The self-understanding of the early Church of God movement stemmed from four basic theological presuppositions, including the foundational nature of the Bible, the essentially experiential nature of religion, a New Testament mission of the apostolic church, and participation in a divine destiny. While I believe that the Church of God adheres to each of these four ideas today, it is necessary to explain some subtleties that currently exist. First, the movement continues to share the belief that the Bible lays the foundational bedrock for ecclesial life. However, if we were to take a tour around the movement, from conservative Ohio and Michigan congregations to the Pacific Northwest and to Anderson University itself, we would hear substantially different claims regarding topics like inerrancy, inspiration, authority, and the like. Certainly, as Henry C. Wickersham expressed before the turn of the 20th century, some nuance has always existed in the movement’s interpretation of the Bible, but the Church of God’s pastors, teachers and even laypersons are more exegetically advanced today. Second, the experiential nature of the church remains in some cases, as in the sharing of testimonies at the time of baptism. But for the most part, expressing the facts of personal faith that make us unique is considered less preferable the espousing that in and of which we all find meaning and claim ownership. Third, while most within the movement would nod in agreement regarding the New Testament mission of the church (one, holy, catholic, apostolic), significantly fewer people would specifically claim attachment with the New Testament church vision, which it seems our congregations are grasping less and less in the hunt to revamp worship, church services and communal practices. Finally, our shared participation in a divine destiny has all but lost its apocalyptic nature, instead lying dormant in expectation of the second coming of Christ. We view ourselves less and less as the last bastion of religious wisdom and sectarian detachment, and are much more apt to recognize truth in denominations and the Christian walks of other brothers and sisters.
Meanwhile, over a century of experience has fueled the Church of God to face new challenges and develop fresh movement-wide foci. As a movement, for example, I recognize a distinct willingness to portray the availability of Christ to all peoples, and more importantly, the available opportunity within the church for all peoples. While this may be considered a throwback to the practices to the early Church of God, embarrassing episodes of passive discrimination have driven the movement to strive for diversity in congregational life and in worship. This manifests itself within the movement as reconciliation-mindedness and a global orientation for missions, and closer to home, as an emphasis on opening the doors to women and other minority groups in ministry. Second, the early church of God’s emphasis on “saving souls” has given way, appropriately, to leading men and women to discipleship. I am hearing less chatter regarding theological concepts such as justification and sanctification and more talk about growing in relationship with Christ and relating the life of faith to practical use in society. Perhaps this is an outgrowth of the modern pastoral pattern that places less significance on traveling evangelistic companies, but regardless, the Christian life in the Church of God is less of a singular identifiable experience and more of leading a life worthy of the calling placed on our hearts.

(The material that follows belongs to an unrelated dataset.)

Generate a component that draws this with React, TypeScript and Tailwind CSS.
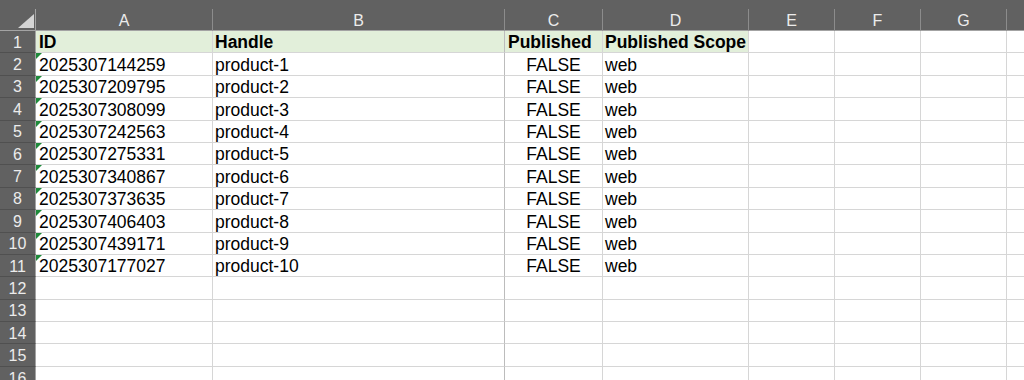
import React from "react"

const rows = [
  ["2025307144259", "product-1"],
  ["2025307209795", "product-2"],
  ["2025307308099", "product-3"],
  ["2025307242563", "product-4"],
  ["2025307275331", "product-5"],
  ["2025307340867", "product-6"],
  ["2025307373635", "product-7"],
  ["2025307406403", "product-8"],
  ["2025307439171", "product-9"],
  ["2025307177027", "product-10"],
]

const letters = [
  { l: "A", w: "w-[177px]" },
  { l: "B", w: "w-[292px]" },
  { l: "C", w: "w-[98px]" },
  { l: "D", w: "w-[146px]" },
  { l: "E", w: "w-[86px]" },
  { l: "F", w: "w-[86px]" },
  { l: "G", w: "w-[86px]" },
  { l: "", w: "w-[86px]" },
]

function RowHead({ n }: { n: number }) {
  return (
    <div className="w-[36px] shrink-0 h-full flex items-center justify-center pt-[2px] bg-[#616161] text-[#ececec] text-[16px] border-r border-r-[#a3a3a3] border-b border-b-[#505050]">
      {n}
    </div>
  )
}

function Row({ n, children, green }: { n: number; children?: React.ReactNode[]; green?: boolean }) {
  const c = children ?? []
  const bg = green ? "bg-[#e2efda]" : ""
  return (
    <div className="flex h-[22.4px] shrink-0">
      <RowHead n={n} />
      <div className={`relative w-[177px] shrink-0 border-r border-b border-[#d6d6d6] px-[3px] flex items-center pt-[3px] ${bg}`}>
        {c[0]}
      </div>
      <div className={`w-[292px] shrink-0 border-r border-b border-r-[#bcbcbc] border-b-[#d6d6d6] px-[2px] flex items-center pt-[3px] ${bg}`}>
        {c[1]}
      </div>
      <div className={`w-[98px] shrink-0 border-r border-b border-[#d6d6d6] px-[3px] flex items-center pt-[3px] ${bg}`}>
        {c[2]}
      </div>
      <div className={`w-[146px] shrink-0 border-r border-b border-[#d6d6d6] px-[2px] flex items-center pt-[3px] ${bg}`}>
        {c[3]}
      </div>
      <div className="w-[86px] shrink-0 border-r border-b border-[#d6d6d6]" />
      <div className="w-[86px] shrink-0 border-r border-b border-[#d6d6d6]" />
      <div className="w-[86px] shrink-0 border-r border-b border-[#d6d6d6]" />
      <div className="w-[86px] shrink-0 border-r border-b border-[#d6d6d6]" />
    </div>
  )
}

function Flag() {
  return (
    <span className="absolute left-0 top-0 w-0 h-0 border-t-[6px] border-r-[6px] border-t-[#1e8a3a] border-r-transparent" />
  )
}

export default function App() {
  return (
    <div className="w-[1024px] h-[380px] overflow-hidden bg-white flex flex-col text-black text-[17.5px] leading-none font-['Liberation_Sans',Arial,sans-serif]">
      <div className="h-[9px] shrink-0 bg-[#616161]" />
      <div className="flex h-[22px] shrink-0 bg-[#616161]">
        <div className="w-[36px] shrink-0 h-full border-r border-b border-[#a3a3a3] flex items-center justify-center">
          <svg width="16" height="14" viewBox="0 0 16 14" className="ml-[16px] mt-[2px]">
            <polygon points="16,0 16,14 0,14" fill="#d4d4d4" />
          </svg>
        </div>
        {letters.map((c, i) => (
          <div
            key={i}
            className={`${c.w} shrink-0 h-full border-r border-r-[#8c8c8c] border-b border-b-[#a3a3a3] flex items-center justify-center pt-[2px] text-[16px] text-[#ececec]`}
          >
            {c.l}
          </div>
        ))}
      </div>
      <Row n={1} green>
        {[
          <b key="a">ID</b>,
          <b key="b">Handle</b>,
          <b key="c">Published</b>,
          <b key="d">Published Scope</b>,
        ]}
      </Row>
      {rows.map((r, i) => (
        <Row key={r[0]} n={i + 2}>
          {[
            <React.Fragment key="a">
              <Flag />
              {r[0]}
            </React.Fragment>,
            <span key="b">{r[1]}</span>,
            <span key="c" className="w-full text-center">FALSE</span>,
            <span key="d">web</span>,
          ]}
        </Row>
      ))}
      {[12, 13, 14, 15, 16].map((n) => (
        <Row key={n} n={n} />
      ))}
    </div>
  )
}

Third, the Church of God is currently toeing a tightrope between continued cultural relevancy and the history of the movement. Though some may choose to identify this as a garden-variety generational and liturgical gap in the church, I see glimpses of the emergent church peeking into some Church of God practices. At the same time, multi-generational Church of God members and other conservative congregations tend to long for a return to the movement’s past beliefs. Will the Church of God become a torchbearer for the liberal Christian church? Will it allow deep exegetical and analytical truths to impact belief and worship? Will the Church of God remain culturally relevant? Finally, for better or for worse, our self-understanding possesses an infatuation with remaining a movement and eschewing all hints of denominationalism. As I read excerpted quotes from Leith Anderson’s 1996 report to the Church of God Leadership Council, I could not help but feel the conclusion remains just as appropriate today: “There is a very strong desire to be described and identified as a movement and not a denomination. However, the Church of God retains few characteristics of a movement and many characteristics of an aging denomination.” As important as it may be to remain true to foundational principles, the Church of God should not be so anchored within a particular belief about its structure that it openly contests and denies what has been constructed over the years while honestly seeking to follow the lead of the Holy Spirit. However, that self-understanding remains at a crossroads, and the stoplight could turn green any minute now.
As the Church of God has found, and will continue to discover, the arrival at a crossroads was not unique to 1880, 1980, or 2000. Rather, it is continual; it will repeat. The movement’s modern self-identity, rooted as it may be in the basic theological presuppositions of the early Church of God, will always be driven by the challenges that appear in the developing religious and social landscape, and will constantly be open for interpretation and evaluation by the diverse member-adherents in its churches. Thus, it can be said that we face new issues in the spotlight of our past, but with an orientation toward the future. The Bible remains our foundation, and the New Testament church our guide, but going into the future, our language has changed and our discernment of the life of faith is enriched.
 John W. V. Smith and Merle D. Strege, The Quest for Holiness & Unity, 2nd ed. (Anderson, IN: Warner Press, 2009), 83.
 Barry L. Callen, ed., Following the Light (Anderson, IN: Warner Press, 2000), 34-35.